Quincy Court's Model Domestic Abuse Program encourages battered women to work within the justice system by revamping it to respond to the victim's specific needs. To ensure that abused women understand how to use the system, the district attorney's office conducts daily briefing sessions to explain to victims their rights; it also arranges for advocates to accompany victims to the court. To expedite hearings and minimize waiting, the Quincy Court holds two special sessions each day so victims can obtain restraining orders. A separate office staffed by women who are experts in domestic abuse helps victims find the additional support and social services.

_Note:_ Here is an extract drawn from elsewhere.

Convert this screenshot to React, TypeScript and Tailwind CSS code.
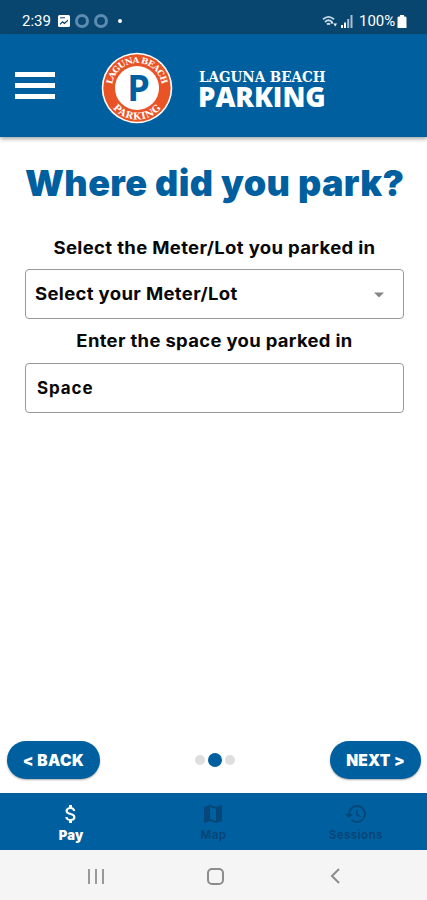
import type { ReactNode } from "react";
import { MdAttachMoney, MdHistory, MdMap } from "react-icons/md";

function StatusBar() {
  return (
    <div className="flex h-[34px] items-center justify-between bg-[#09466f] pt-[8px] pr-[20px] pl-[22px] font-['Roboto',sans-serif] text-white">
      <div className="flex items-center">
        <span className="w-[30px] text-[15px] leading-none">2:39</span>
        <svg className="ml-[6px]" width="12" height="12" viewBox="0 0 12 12">
          <rect width="12" height="12" rx="1.500" fill="#fff" />
          <path d="M2 10V8.500L4.500 6l2 1.500L10 4.500V6L6.500 9.200l-2-1.500z" fill="#09466f" />
          <path d="M2 2.800h5" stroke="#09466f" strokeWidth="1" />
        </svg>
        <span className="ml-[5px] size-[14px] rounded-full border-[3px] border-[#5c8cb0]" />
        <span className="ml-[5px] size-[14px] rounded-full border-[3px] border-[#5c8cb0]" />
        <span className="ml-[10px] size-[4px] rounded-full bg-white" />
      </div>
      <div className="flex items-center">
        <svg width="16" height="13" viewBox="0 0 16 13" fill="none">
          <path
            d="M1 4.200Q6.500 -.5 12 4.200M3 7Q6.500 3.500 10 7M5 9.500Q6.500 8 8 9.500"
            stroke="#c4d7e5"
            strokeWidth="1.800"
          />
          <path d="M8.500 8.500h3L10 6zM11.500 8.500h3.500L13.200 11.500z" fill="#fff" />
        </svg>
        <svg className="ml-[3px]" width="12" height="13" viewBox="0 0 12 13">
          <path d="M0 10h2v3H0zM3 7.500h2V13H3z" fill="#fff" />
          <path d="M6.200 4h2v9h-2zM9.500 0h2v13h-2z" fill="#a5c0d4" />
        </svg>
        <span className="ml-[6px] w-[37px] text-[15px] leading-none whitespace-nowrap">
          100%
        </span>
        <svg className="ml-[1px]" width="10" height="13" viewBox="0 0 10 13">
          <path d="M3 0h4v1.500h1.500l1 1V13h-9V2.500l1-1H3z" fill="#fff" />
        </svg>
      </div>
    </div>
  );
}

function Logo() {
  return (
    <svg
      className="ml-[46px]"
      width="72"
      height="72"
      viewBox="0 0 72 72"
      fontFamily="'DejaVu Serif', serif"
      fontWeight="700"
      fill="#fff"
    >
      <circle cx="36" cy="36" r="35.300" />
      <circle cx="36" cy="36" r="33.700" fill="#e95427" />
      <circle cx="36" cy="36" r="22" />
      <path id="badge-top" d="M11 36a25 25 0 0 1 50 0" fill="none" />
      <path id="badge-bottom" d="M4.500 36a31.500 31.500 0 0 0 63 0" fill="none" />
      <text fontSize="8.500" textAnchor="middle">
        <textPath href="#badge-top" startOffset="50%" textLength="71">
          LAGUNA BEACH
        </textPath>
      </text>
      <text fontSize="9.500" textAnchor="middle">
        <textPath href="#badge-bottom" startOffset="50%" textLength="55">
          PARKING
        </textPath>
      </text>
      <text
        x="37.500"
        y="48.500"
        textAnchor="middle"
        fontFamily="'Open Sans', sans-serif"
        fontSize="36"
        fill="#00609f"
      >
        P
      </text>
    </svg>
  );
}

function Header() {
  return (
    <header className="z-10 flex h-[103px] items-center bg-[#00609f] pt-[5px] pl-[15px] shadow-[0_2px_4px_rgba(0,0,0,0.35)]">
      <button aria-label="Menu" className="-mt-[5px] flex flex-col gap-[6px]">
        <span className="h-[5px] w-[40px] bg-white" />
        <span className="h-[5px] w-[40px] bg-white" />
        <span className="h-[5px] w-[40px] bg-white" />
      </button>
      <Logo />
      <div className="ml-[25px] flex flex-col text-white">
        <span className="ml-[1px] origin-left scale-x-[0.965] font-['DejaVu_Serif',serif] text-[14px] leading-[17px] font-bold whitespace-nowrap">
          LAGUNA BEACH
        </span>
        <span className="font-['Open_Sans',sans-serif] text-[27.5px] leading-[22px] font-extrabold whitespace-nowrap">
          PARKING
        </span>
      </div>
    </header>
  );
}

type NavItemProps = {
  icon: ReactNode;
  label: string;
  active?: boolean;
};

function NavItem({ icon, label, active }: NavItemProps) {
  return (
    <button
      className={`flex flex-1 flex-col items-center pt-[9px] leading-none ${
        active
          ? "text-[13px] font-black tracking-[0.3px] text-white"
          : "text-[11.5px] font-bold tracking-[0.4px] text-[#064678]"
      }`}
    >
      {icon}
      <span className="mt-[2px] h-[14px] leading-[14px]">{label}</span>
    </button>
  );
}

export default function App() {
  return (
    <div className="flex h-[900px] w-[427px] flex-col overflow-hidden bg-white font-['Inter',sans-serif]">
      <StatusBar />
      <Header />

      <main className="flex flex-1 flex-col pr-[23px] pl-[25px] text-[17px] font-bold tracking-[0.3px] text-[#080808]">
        <h1 className="mt-[24px] text-center text-[36px] leading-[44px] font-black tracking-[0.4px] whitespace-nowrap text-[#00609f]">
          Where did you park?
        </h1>
        <p className="mt-[31px] scale-x-[1.09] text-center leading-[24px]">
          Select the Meter/Lot you parked in
        </p>
        <button className="mt-[9px] flex h-[50px] items-center justify-between rounded-[4px] border border-[#999] pt-[1px] pr-[18px] pl-[9px]">
          <span className="origin-left scale-x-[1.09]">
            Select your Meter/Lot
          </span>
          <svg width="12" height="6" viewBox="0 0 12 6">
            <path d="M1 .5h10l-5 5z" fill="#858585" />
          </svg>
        </button>
        <p className="mt-[10px] scale-x-[1.085] pt-[1px] text-center leading-[23px]">
          Enter the space you parked in
        </p>
        <input
          className="mt-[10px] h-[50px] rounded-[4px] border border-[#999] px-[11px] tracking-[0.9px] outline-none placeholder:text-[#080808] placeholder:opacity-100"
          placeholder="Space"
        />
      </main>

      <div className="flex h-[52px] items-start justify-between pr-[6px] pl-[7px] text-[15.5px] font-black text-white">
        <button className="h-[38px] w-[93px] rounded-full bg-[#00609f] pt-[1px] tracking-[0.4px] shadow-[0_1px_2px_rgba(0,0,0,0.35)]">
          &lt; BACK
        </button>
        <div className="flex h-[38px] items-center">
          <span className="size-[10px] rounded-full bg-[#dedede]" />
          <span className="mx-[3px] size-[14px] rounded-full bg-[#00609f]" />
          <span className="size-[10px] rounded-full bg-[#dedede]" />
        </div>
        <button className="h-[38px] w-[91px] rounded-full bg-[#00609f] pt-[1px] tracking-[0.2px] shadow-[0_1px_2px_rgba(0,0,0,0.35)]">
          NEXT &gt;
        </button>
      </div>

      <nav className="flex h-[57px] items-start bg-[#00609f]">
        <NavItem icon={<MdAttachMoney size={24} />} label="Pay" active />
        <NavItem icon={<MdMap size={24} />} label="Map" />
        <NavItem icon={<MdHistory size={24} />} label="Sessions" />
      </nav>

      <div className="flex h-[50px] items-center bg-[#f5f5f5] pt-[2px] pl-[88px]">
        <div className="flex w-[16px] justify-between">
          <span className="h-[15px] w-[2px] bg-[#999]" />
          <span className="h-[15px] w-[2px] bg-[#999]" />
          <span className="h-[15px] w-[2px] bg-[#999]" />
        </div>
        <span className="ml-[103px] h-[17px] w-[17px] rounded-[5px] border-2 border-[#8c8c8c]" />
        <svg
          className="ml-[106px]"
          width="10"
          height="16"
          viewBox="0 0 10 16"
          fill="none"
          stroke="#8c8c8c"
          strokeWidth="2"
        >
          <path d="M9 1 2 8l7 7" />
        </svg>
      </div>
    </div>
  );
}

 The Court not only empowers victims but also cracks down on abusers. A probation program routinely confiscates weapons and strictly enforces orders prohibiting alcohol and drug use, using random testing to monitor compliance. Offenders who continue to threaten violence against their victims are brought to court and sentenced immediately. Many batterers also utilize outside services and are often sent to specialized treatment programs for substance abuse and rehabilitation. 

 Between 1987 and 1992, the number of women seeking restraining orders from the Quincy Court doubled, and these victims persevered in pressing their cases two to three times more often than women in other jurisdictions. The number of abusers placed on supervised probation rose from 35 in 1986 to more than 200 in 1992. The most significant measure of the program's success has been the decline in deaths from battering. In 1991, the Quincy Court district had no domestic homicides, but nearby Essex County, with a similar population and size, experienced 15 domestic murders. 

As domestic violence in the district continues to drop, strengthening the Court's reputation, more and more women are seeking help, appearing at court hearings, entering support groups, and taking out criminal charges. Victims no longer fall through the cracks, but rather are actively participating in the judicial process, reclaiming their lives, and helping others to follow their path to safety.